Who This Offer Fits Best, and Who Should Be Skeptical

This is best for solo travelers who already want French Polynesia, and who prefer small ship scale over mega ship social density. The m/s Paul Gauguin is built around the shallow lagoon and smaller port access that defines much of the Society Islands experience, and the line positions the ship as a destination focused platform rather than a floating resort. If a traveler's priority is maximum nightlife, constant onboard programming, or the lowest per night price, a "no single supplement" on a boutique ship may still land above alternatives even after the supplement disappears.

It is also a fit for travelers who want optional structure without being forced into it. The cruise line and trade reporting both point to solo friendly programming, including hosted gatherings, while still leaving ample self directed time ashore.
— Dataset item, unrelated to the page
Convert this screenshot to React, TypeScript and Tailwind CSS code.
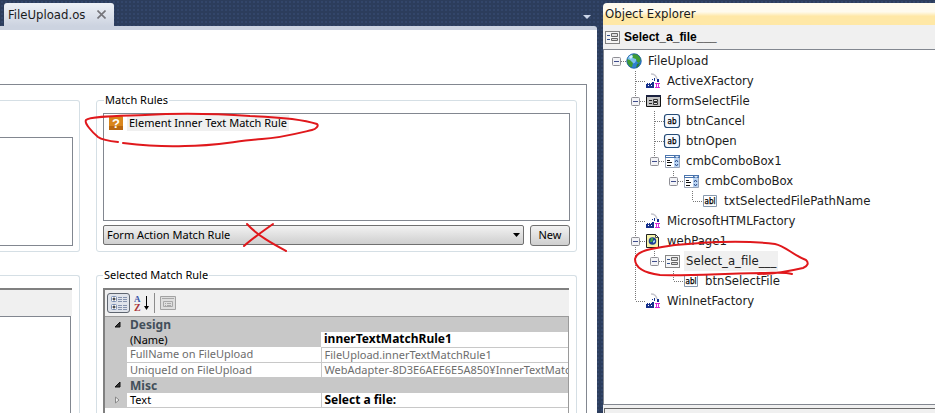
import type { ReactNode } from "react";

type IconName = "globe" | "factory" | "form" | "button" | "combo" | "text" | "page" | "group";

interface TreeNode {
  label: string;
  icon: IconName;
  // one character per column: "|" line, "+" branch, "L" last branch, "-" root
  guides: string;
  open?: boolean;
  selected?: boolean;
}

const nodes: TreeNode[] = [
  { label: "FileUpload", icon: "globe", guides: "-", open: true },
  { label: "ActiveXFactory", icon: "factory", guides: " +" },
  { label: "formSelectFile", icon: "form", guides: " +", open: true },
  { label: "btnCancel", icon: "button", guides: " |+" },
  { label: "btnOpen", icon: "button", guides: " |+" },
  { label: "cmbComboBox1", icon: "combo", guides: " |L", open: true },
  { label: "cmbComboBox", icon: "combo", guides: " | L", open: true },
  { label: "txtSelectedFilePathName", icon: "text", guides: " |  L" },
  { label: "MicrosoftHTMLFactory", icon: "factory", guides: " +" },
  { label: "webPage1", icon: "page", guides: " +", open: true },
  { label: "Select_a_file___", icon: "group", guides: " |L", open: true, selected: true },
  { label: "btnSelectFile", icon: "text", guides: " | L" },
  { label: "WinInetFactory", icon: "factory", guides: " L" },
];

const iconArt: Record<IconName, ReactNode> = {
  globe: (
    <>
      <circle cx="8" cy="8" r="7.5" fill="#2f7fd0" />
      <circle cx="6" cy="6" r="4.5" fill="#7cc0ee" />
      <path d="M7 1l4 0 3 3 1 3-2 3-2-1-1-3-3-1-1-2z" fill="#3f9d35" />
      <path d="M1 6l3 1 3 3-1 4-2 0-3-4z" fill="#3f9d35" />
      <path d="M11 11l3-1-2 4-2 1z" fill="#2d7f2c" />
      <path d="M3 4l2-2 2 1-2 3z" fill="#d5f0fb" />
      <circle cx="8" cy="8" r="7.2" fill="none" stroke="#235f9e" strokeWidth=".7" />
    </>
  ),
  factory: (
    <>
      <path d="M6 1q5 0 6 5" fill="none" stroke="#c4c4cc" strokeWidth="1.500" />
      <path d="M1 15v-4h1v-1h1v1h1v-1h1v1h1v-1h1V9h2v6z" fill="#15308c" />
      <path d="M9 5h1v3H9zM12 6h2v3h-2zM7 6h1v1H7z" fill="#15308c" />
      <path d="M3 12h1v1H3zM6 12h1v1H6z" fill="#fff" />
      <path d="M10 10h5v1h-1v3h1v1h-5v-1h1v-3h-1zM12 11v3h1v-3z" fill="#d829d8" />
    </>
  ),
  form: (
    <>
      <path d="M1.500 2.500h14v11h-14z" fill="#c4c4c4" stroke="#111" />
      <path d="M1 2h15v2H1z" fill="#1b2240" />
      <path d="M4 7h3v1H4zM4 10h3v1H4z" fill="#222" />
      <path d="M8.500 6.500h4v2h-4zM8.500 9.500h4v2h-4z" fill="#e6e6e6" stroke="#333" />
    </>
  ),
  button: (
    <>
      <rect x="0.500" y="1.500" width="15" height="13" rx="2.500" fill="#f4f9ff" stroke="#244a75" strokeWidth="1.200" />
      <text x="8" y="11" textAnchor="middle" className="font-['DejaVu_Sans_Condensed'] text-[8px]" stroke="#000" strokeWidth=".25">ab</text>
    </>
  ),
  combo: (
    <>
      <path d="M1.500 2.500h14v12h-14z" fill="#fff" stroke="#9aa5b8" />
      <path d="M1 2h15v3H1z" fill="#4a74ad" />
      <path d="M2 3h8v1H2z" fill="#fff" />
      <path d="M11 3h4l-2 2z" fill="#dfeaf8" />
      <path d="M10 5h5v9h-5z" fill="#bcd6f5" />
      <path d="M11 9l1.500-2L14 9M11 11l1.500 2 1.500-2" fill="none" stroke="#2b4b86" />
      <path d="M3 7h3v1H3zM3 9h5v1H3zM3 12h4v1H3z" fill="#111" />
    </>
  ),
  text: (
    <>
      <path d="M1.500 2.500h13v11h-13z" fill="#fff" stroke="#8698ad" />
      <text x="8" y="11" textAnchor="middle" className="font-['DejaVu_Sans_Condensed'] text-[8px]" stroke="#000" strokeWidth=".25">abl</text>
    </>
  ),
  page: (
    <>
      <path d="M1.500 1.500h9l3 3v10h-12z" fill="#f6f3a8" stroke="#222" />
      <path d="M10.500 1.500v3h3z" fill="#fff" stroke="#222" strokeWidth=".8" />
      <circle cx="7.500" cy="8" r="3.800" fill="#1d3f95" />
      <path d="M6 5l2 0 0 2-1 2-2 0z" fill="#41a741" />
      <path d="M8 8l2-1 0 2-2 1z" fill="#9fd3f2" />
    </>
  ),
  group: (
    <>
      <path d="M1.500 2.500h14v12h-14z" fill="#f6f6f6" stroke="#111" strokeDasharray="1 1" />
      <path d="M3 6h3v1H3zM3 10h3v1H3z" fill="#34508c" />
      <path d="M7.500 4.500h6v3h-6zM7.500 9.500h6v2h-6z" fill="#ddd" stroke="#666" />
    </>
  ),
};

const Icon = ({ name }: { name: IconName }) => (
  <svg width="16" height="16" viewBox="0 0 16 16" className="shrink-0 overflow-visible">
    {iconArt[name]}
  </svg>
);

const Guide = ({ kind, toggle }: { kind: string; toggle: boolean }) => (
  <svg width="19" height="20" viewBox="0 0 19 20" className="shrink-0">
    <g stroke="#777" strokeDasharray="1 1">
      {(kind === "|" || kind === "+") && <path d="M9.500 0v20" />}
      {kind === "L" && <path d="M9.500 0v10" />}
      {"+L-".includes(kind) && <path d="M10 10.500h9" />}
    </g>
    {toggle && (
      <>
        <rect x="5.500" y="6.500" width="8" height="8" rx="1" fill="#f3f3f6" stroke="#8f8f95" />
        <path d="M7 10.500h5" stroke="#3e4c8c" />
      </>
    )}
  </svg>
);

const ObjectExplorer = () => (
  <aside className="flex w-[332px] shrink-0 flex-col font-['DejaVu_Sans_Condensed',sans-serif] text-[13px]">
    <h2 className="h-[22px] rounded-tl-sm bg-linear-to-b from-[#fffbee] from-40% to-[#ffe8a6] to-60% pl-[2px] leading-[22px] text-[#1b1b1b]">
      Object Explorer
    </h2>
    <div className="flex h-6 items-center gap-1 bg-[#f0f0f0] pl-px">
      <Icon name="group" />
      <span className="font-['Liberation_Sans',sans-serif] text-xs font-bold text-black">Select_a_file___</span>
    </div>
    <ul role="tree" className="flex-1 border-y border-l border-[#828790] bg-white pt-px pl-[3px] text-[#1c1c1c]">
      {nodes.map((node) => (
        <li key={node.label} role="treeitem" aria-selected={!!node.selected} className="flex h-5 items-center">
          {node.guides.split("").map((kind, i) => (
            <Guide key={i} kind={kind} toggle={!!node.open && i === node.guides.length - 1} />
          ))}
          <Icon name={node.icon} />
          <span className={node.selected ? "ml-1 bg-[#f0f0f0] px-[2px] leading-5" : "ml-1 px-[2px] leading-5"}>
            {node.label}
          </span>
        </li>
      ))}
    </ul>
    <div className="flex h-2 flex-col bg-[#f0f0f0] pt-[3px] pl-px">
      <div className="flex-1 border-t border-l border-[#696969]" />
    </div>
  </aside>
);

const MatchRules = () => (
  <fieldset className="min-w-0 rounded-[3px] border border-[#d5dfe5] px-[6px] pb-[5px]">
    <legend className="ml-px h-[14px] px-px leading-[14px]">Match Rules</legend>
    <ul className="mt-[6px] h-[108px] border border-[#828790] bg-white">
      <li className="flex h-[18px] items-center gap-1 pl-[5px]">
        <svg width="14" height="14" viewBox="0 0 14 14">
          <rect width="14" height="14" rx="1" fill="#d9861c" />
          <path d="M0 10h14v4H0z" fill="#b96710" />
          <text x="7" y="12" textAnchor="middle" fill="#fff" className="font-['Liberation_Sans'] text-[13px] font-bold">?</text>
        </svg>
        <span className="bg-[#f0f0f0] px-[2px] leading-4">Element Inner Text Match Rule</span>
      </li>
    </ul>
    <div className="mt-[4px] flex gap-[6px]">
      <div className="relative flex-1">
        <select
          aria-label="Match rule type"
          className="block h-[20px] w-full appearance-none rounded-[2px] border border-[#707070] bg-linear-to-b from-[#f2f2f2] to-[#cfcfcf] pl-[3px] leading-[18px]"
        >
          <option>Form Action Match Rule</option>
        </select>
        <svg width="7" height="4" viewBox="0 0 7 4" className="pointer-events-none absolute top-2 right-1">
          <path d="M0 0h7L3.500 4z" />
        </svg>
      </div>
      <button className="h-[21px] w-10 rounded-[3px] border border-[#707070] bg-linear-to-b from-[#f2f2f2] to-[#cfcfcf]">
        New
      </button>
    </div>
  </fieldset>
);

const Expander = () => (
  <svg width="7" height="7" viewBox="0 0 7 7" className="ml-[9px]">
    <path d="M6 1v5H1z" fill="#333" stroke="#111" />
  </svg>
);

const Category = ({ name }: { name: string }) => (
  <tr className="h-[15px] bg-[#c8c8c8]">
    <td>
      <Expander />
    </td>
    <th colSpan={2} className="pl-[3px] text-left text-xs leading-[15px] font-bold text-[#434f5a]">
      {name}
    </th>
  </tr>
);

const properties = [
  { name: "FullName on FileUpload", value: "FileUpload.innerTextMatchRule1" },
  { name: "UniqueId on FileUpload", value: "WebAdapter-8D3E6AEE6E5A850¥InnerTextMatchRule1" },
];

const SelectedRule = () => (
  <fieldset className="flex min-w-0 flex-1 flex-col rounded-t-[3px] border border-b-0 border-[#d5dfe5] pr-[7px] pl-[6px]">
    <legend className="h-[14px] px-px leading-[14px]">Selected Match Rule</legend>
    <div className="mt-[6px] flex flex-1 flex-col border-t-2 border-l-2 border-[#808080]">
      <div className="flex h-[26px] items-center gap-1 bg-[#f0f0f0] pl-[2px]">
        <button aria-label="Categorized" className="flex h-[20px] w-[23px] items-center justify-center rounded-[3px] border border-[#5f6670] bg-[#dfe3ea]">
          <svg width="18" height="16" viewBox="0 0 18 16">
            <rect x="1.500" y="1.500" width="5" height="5" rx="1" fill="#fff" stroke="#7a8fb5" />
            <rect x="1.500" y="9.500" width="5" height="5" rx="1" fill="#fff" stroke="#7a8fb5" />
            <path d="M2.500 4h3M4 2.500v3M2.500 12h3M4 10.500v3" stroke="#111" />
            <path d="M8 2.500h4M13 2.500h4M8 4.500h4M13 4.500h4M8 6.500h4M13 6.500h4M8 10.500h4M13 10.500h4M8 12.500h4M13 12.500h4M8 14.500h4M13 14.500h4" stroke="#8492ad" />
          </svg>
        </button>
        <button aria-label="Alphabetical">
          <svg width="15" height="18" viewBox="0 0 15 18">
            <text x="0" y="8" fill="#3a56a8" className="font-['Liberation_Serif'] text-[9px] font-bold">A</text>
            <text x="0" y="17" fill="#a8343a" className="font-['Liberation_Serif'] text-[10px] font-bold">Z</text>
            <path d="M12.500 2v13" stroke="#000" />
            <path d="M10 12h5l-2.500 4z" />
          </svg>
        </button>
        <div className="mx-px h-5 w-px bg-[#8c8c8c]" />
        <button aria-label="Property pages" disabled>
          <svg width="16" height="16" viewBox="0 0 16 16">
            <path d="M.5 1.500h15v13H.5z" fill="#dedede" stroke="#a2a2a2" />
            <path d="M2 3.500h12M3.500 6.500h9v5h-9zM5 8.500h1M7 8.500h4M5 10.500h1M7 10.500h4" fill="none" stroke="#a8a8a8" />
          </svg>
        </button>
      </div>
      <div className="flex-1 border-t border-r border-[#9a9a9a]">
        <table className="w-full table-fixed border-collapse text-left [&_td]:p-0 [&_td]:leading-[14px] [&_td]:whitespace-nowrap">
          <colgroup>
            <col className="w-[22px]" />
            <col className="w-[194px]" />
            <col />
          </colgroup>
          <tbody>
            <Category name="Design" />
            <tr className="h-[15px]">
              <td className="bg-[#c8c8c8]" />
              <td className="bg-[#c8c8c8]"><span className="pl-[3px]">(Name)</span></td>
              <td className="border-b border-[#c8c8c8] text-xs font-bold"><span className="pl-[3px]">innerTextMatchRule1</span></td>
            </tr>
            {properties.map((p) => (
              <tr key={p.name} className="h-[15px] text-[#6d6d6d]">
                <td className="bg-[#c8c8c8]" />
                <td className="border-r border-b border-[#c8c8c8]"><span className="pl-[3px]">{p.name}</span></td>
                <td className="overflow-hidden border-b border-[#c8c8c8]"><span className="pl-[3px]">{p.value}</span></td>
              </tr>
            ))}
            <Category name="Misc" />
            <tr className="h-[15px]">
              <td className="bg-[#c8c8c8]">
                <svg width="7" height="8" viewBox="0 0 7 8" className="ml-[9px]">
                  <path d="M1.500 1v6L5 4z" fill="#eee" stroke="#888" />
                </svg>
              </td>
              <td className="border-r border-b border-[#c8c8c8]"><span className="pl-[3px]">Text</span></td>
              <td className="border-b border-[#c8c8c8] text-xs font-bold"><span className="pl-[3px]">Select a file:</span></td>
            </tr>
          </tbody>
        </table>
      </div>
    </div>
  </fieldset>
);

const Editor = () => (
  <main className="flex min-w-0 flex-1 flex-col">
    <div className="flex h-[23px] items-center justify-between pr-[6px] pl-1">
      <div className="flex h-full items-center gap-3 rounded-t-[3px] bg-linear-to-b from-[#eef1f6] to-[#ccd3e0] pr-2 pl-1 font-['DejaVu_Sans_Condensed',sans-serif] text-[13px] text-[#1b1b1b]">
        FileUpload.os
        <button aria-label="Close">
          <svg width="9" height="9" viewBox="0 0 9 9" stroke="#75757a" strokeWidth="1.600">
            <path d="M.5.5l8 8M8.500.5l-8 8" />
          </svg>
        </button>
      </div>
      <button aria-label="Open documents" className="pt-1">
        <svg width="8" height="4" viewBox="0 0 8 4" fill="#ccd6e8">
          <path d="M0 0h8L4 4z" />
        </svg>
      </button>
    </div>
    <div className="flex flex-1 flex-col rounded-tr-[3px] border-t-4 border-[#ccd3e0] bg-white pt-[54px] pr-[10px] font-['Noto_Sans',sans-serif] text-[11px] text-black">
      <div className="flex flex-1 gap-4 border-t border-r border-[#828790] pt-2 pr-[9px]">
        <div className="flex w-20 shrink-0 flex-col gap-[23px] pt-[7px]">
          <div className="flex h-[152px] flex-col rounded-r-[3px] border border-l-0 border-[#d5dfe5] pt-9 pr-[6px] pb-[5px]">
            <div className="flex-1 border border-l-0 border-[#828790]" />
          </div>
          <div className="flex flex-1 flex-col rounded-tr-[3px] border-t border-r border-[#d5dfe5] pt-3 pr-[7px]">
            <div className="h-[28px] border-t-2 border-[#808080] bg-[#f0f0f0]" />
            <div className="mr-px flex-1 border-t border-r border-[#828790]" />
          </div>
        </div>
        <div className="flex min-w-0 flex-1 flex-col gap-4">
          <MatchRules />
          <SelectedRule />
        </div>
      </div>
    </div>
  </main>
);

// Red pen marks over the window
const PenMarks = () => (
  <svg
    width="935"
    height="413"
    viewBox="0 0 935 413"
    fill="none"
    stroke="#e0181c"
    strokeWidth="2"
    strokeLinecap="round"
    className="pointer-events-none absolute top-0 left-0"
  >
    <path d="M118 142C108 141 102 140 98 137C92 132 84 123 86 120C90 116 120 116 145 115C180 113 220 114 250 116C280 117 305 120 317 124C319 126 316 129 312 130C295 134 280 138 262 139C235 141 215 146 185 146C165 147 140 145 123 143" />
    <path d="M247 224C258 236 273 244 286 251M273 224C262 232 253 238 244 246" />
    <path d="M792 274C785 272 775 273 765 273C730 273 690 276 660 275C645 273 635 268 635 259C636 250 655 248 675 245C705 242 745 240 775 244C785 246 793 255 806 260C809 263 808 266 803 268C790 271 775 274 758 274" />
  </svg>
);

const App = () => {
  return (
    <div className="relative flex h-screen gap-[6px] overflow-hidden bg-[#2c3d5c] bg-[radial-gradient(#33466a_1px,transparent_1px)] bg-size-[4px_4px] pt-[3px]">
      <Editor />
      <ObjectExplorer />
      <PenMarks />
    </div>
  );
};

export default App;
That matters in French Polynesia because the best days often hinge on individual pacing, early lagoon time, a long lunch, then an evening market, and solo travelers who want control over tempo usually do better when the ship does not require constant group participation.

Travelers should be skeptical if they are only chasing the headline, because the core constraint is always category and inventory. A zero supplement promotion can be very real and still fail to help if the remaining cabins are not the ones a traveler is willing to book, or if flight timing makes the embarkation day brittle. Tahiti gateways are limited compared with major Caribbean cruise hubs, so the same cruise fare savings can be erased quickly by last minute air pricing or an extra hotel night if arrivals do not align.

How To Book, and the Thresholds That Matter

The first move is to identify whether the sailing date and itinerary match a real plan, then immediately verify which cabin categories qualify for the zero supplement before putting airfare at risk. If the only eligible cabins left are ones with tradeoffs you would not accept, like a layout you dislike or a location that is not comfortable for you, the correct decision is to walk away rather than forcing a misfit booking because the supplement is gone.

The next threshold is air alignment into Tahiti. If you cannot arrive at least one calendar day before the cruise departs, the risk rises fast, because a single delay can cascade into a missed sailing. The money saved on the solo supplement is not worth it if it pushes you into an arrival plan with no recovery margin. The tradeoff is straightforward, pay for an extra buffer night, or accept materially higher odds of a trip failure.

Finally, treat this as an inventory problem, not a calendar holiday. If you know you want one of the listed voyages, booking earlier usually wins, because solo cabins that price well disappear first when the pricing structure changes. If you are unsure about the trip window, waiting can be rational, but only if you accept that the most attractive cabin types may sell out, and you might end up paying the supplement on a different sailing later.

Why The Ship and Timing Matter for Solo Travel

Paul Gauguin Cruises has been modernizing the product, including a major refurbishment scheduled around a seven week drydock period in Singapore in February and March 2025. For travelers, refits matter because small ship comfort is a compound of cabin design, soft goods, dining flow, and public space usability, and solo travelers tend to feel friction sooner when spaces are dated or crowded. A refreshed ship can therefore amplify the practical value of a solo focused fare promotion, because the onboard experience is the "hotel" for the trip, not a backdrop.

The other mechanism is destination fit. French Polynesia is often marketed as couples only, but the region's day structure, lagoon excursions, hikes, markets, and community oriented cultural stops can work well for solo travelers who want immersion without needing a group itinerary to fill time. A small ship that can call in smaller ports can make that independence easier, because shore days are less about standing in long queues behind thousands of passengers, and more about choosing a plan and executing it.

The headline is a price lever, but the real traveler decision is whether this creates a clean path to a French Polynesia solo cruise at a cost and risk level that makes sense. If the dates work, the cabin categories qualify, and you can build in air buffer, a waived solo supplement is one of the few cruise promotions that directly targets the structural disadvantage solo travelers face in cabin pricing.